Russian filmmaker Andrei Tarkovsky completed only six feature films in a directorial career of more than 20 years. Each realizes a personal world intense and individual, ranging from that of a boy soldier during the Second World War, Ivan’s Childhood (1962), to that of three scientists, far in the future, orbiting a sentient planet, Solaris (1972). Together, Trakovsky’s films offer a vision of what cinema can be, a meditation on the individual’s relationship to the transcendent.
Voyage in Time, a one-hour television film, snatches a fragment of Tarkovsky’s working life. It catalogues one summer in the long partnership between Tarkovsky and Tonino Guerra, which culminated in Tarkovsky’s threnody for his life in the Soviet Union, Nostalghia (1983). In this film, a Soviet writer, Andrei Gotchakov (Oleg Yonovsky), undertakes a month-long research trip to Italy, where he is assailed by a soul-threatening homesickness for his wife and child, who remain in the Soviet Union. The power of Voyage in Time lies in the parallels between the director’s life and that of his protagonist, as they offer insight into the transformation of the personal — autobiography, philosophy, psychology — to the universal, which Tarkovsky called “the meaning of cinema.”
According to his diaries, Tarkovsky reached Italy on his first two-month trip both elated and edgy. Personal and professional mortality pre-occupied him. The previous year, he had suffered a heart attack at the age of 46. In addition, Soviet authorities did not allow his wife and son to accompany him to Italy, a common tactic to encourage those allowed to travel abroad to return to the USSR. As his struggles with the Soviet censors grew more protracted, he feared he would be silenced as a filmmaker. At the same time, he was growing to love Italy, the nation that eventually became his home when he defected from the Soviet Union in 1984.

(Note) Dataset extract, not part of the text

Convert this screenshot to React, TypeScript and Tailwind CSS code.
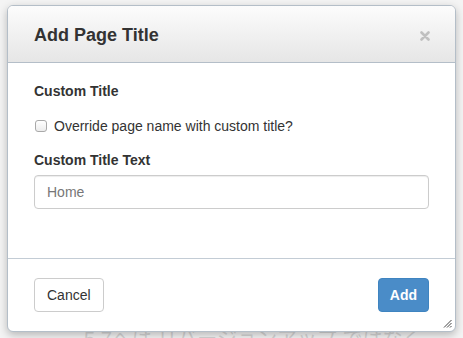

In this complex mood, he and Guerra embarked on a cross-country journey, scouting locations for their film, test-shooting as they went. The resulting documentary reveals their process of collaboration, emerging not simply between two men who see the world through film, but between two cultures and many eras. The conceit of a day spent going over their two months of work frames this meditation. As the artists move between the balcony and the interior of Guerra’s Rome apartment, they discuss the locations they might use and the nature of their protagonist (how interested is he in architecture, where might he live?). As they mention each location, the film cuts in footage from that town or village, usually featuring an apparently ad hoc encounter. In Lecce they stop a priest on the street and quiz him about the peculiar quality of its architecture. In Sorrento they fail, in two languages, to find the white marble floor painted with rose petals for a Russian countess.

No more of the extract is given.